Per output of glvma, the skewness and kurtosis assumptions are not satisfied. As I mentioned earlier, the response variable is skewed to the right. Transforming the response variable to the square root of number of medications did correct the distribution, but assumptions were still not acceptable.
test$max_glu_serum <- test$max_glu_serum %>% recode_factor('>300' = '>200') #recode test data
test <- test %>% filter(max_glu_serum != 'None') %>% drop()
test$insulin <- test$insulin %>% recode_factor('Steady' = 'Yes')
test$insulin <- test$insulin %>% recode_factor('Up' = 'Yes')
test$insulin <- test$insulin %>% recode_factor('Down' = 'Yes')
test$metformin <- test$metformin %>% recode_factor('Steady' = 'Yes')
test$metformin <- test$metformin %>% recode_factor('Up' = 'Yes')
test$metformin <- test$metformin %>% recode_factor('Down' = 'Yes')
prediction <- predict(dm_lm, test)
error <- prediction - test['num_medications']
hist(error$num_medications)
t.test(error)
##
## One Sample t-test
##
## data: error
## t = -1.592, df = 1104, p-value = 0.1117
## alternative hypothesis: true mean is not equal to 0
## 95 percent confidence interval:
## -0.54453528 0.05670154
## sample estimates:
## mean of x
## -0.2439169
Performing a prediction on my test set supports the validity of the model.
I was interested in this dataset because of the large amount of subjects and potential features.
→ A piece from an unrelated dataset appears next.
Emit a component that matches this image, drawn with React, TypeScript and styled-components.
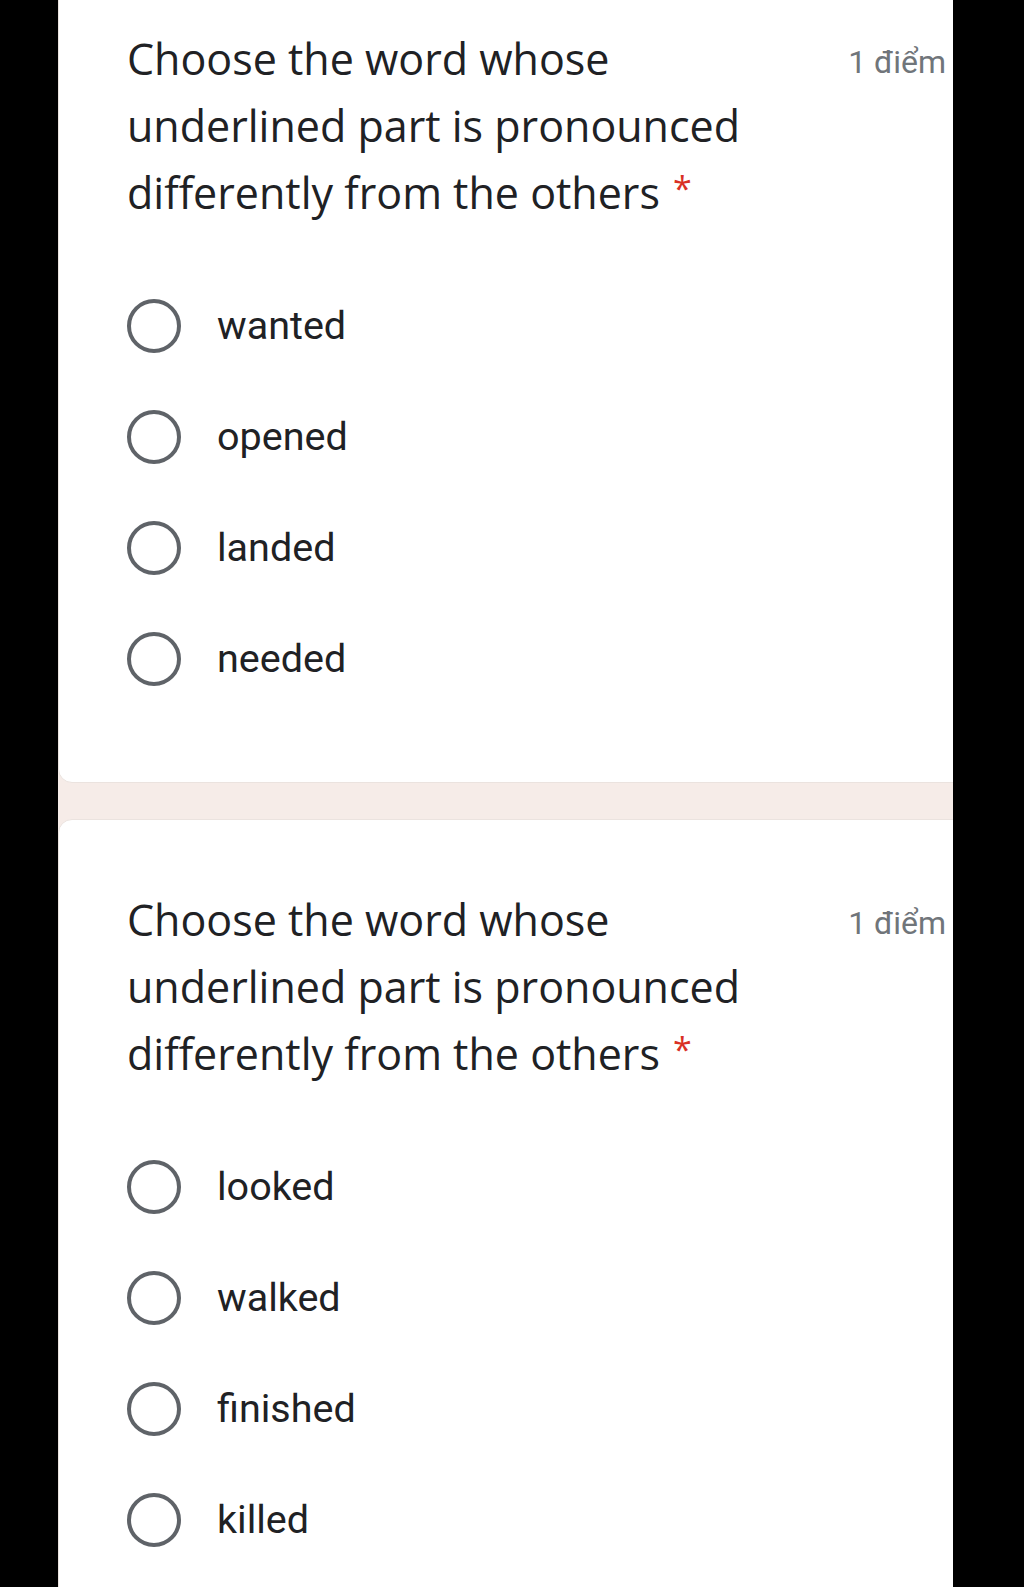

There was a good mix of numerical and categorical data, and there are many other avenues still worth exploring. Some parts I found limiting about this data set were the categorical variables like weight and age that could have easily been numerical. The final model I found could only explain less than half of the variation of number of medications, and the assumptions of the model weren’t satisfied. However, the model was able to make satisfactory predictions for many subjects, but the variance may make these findings clinically insignificant. In the future, I would like to consolidate many of the drug features into their respective therapeutic drug classes for more meaningful conclusions about drug therapy.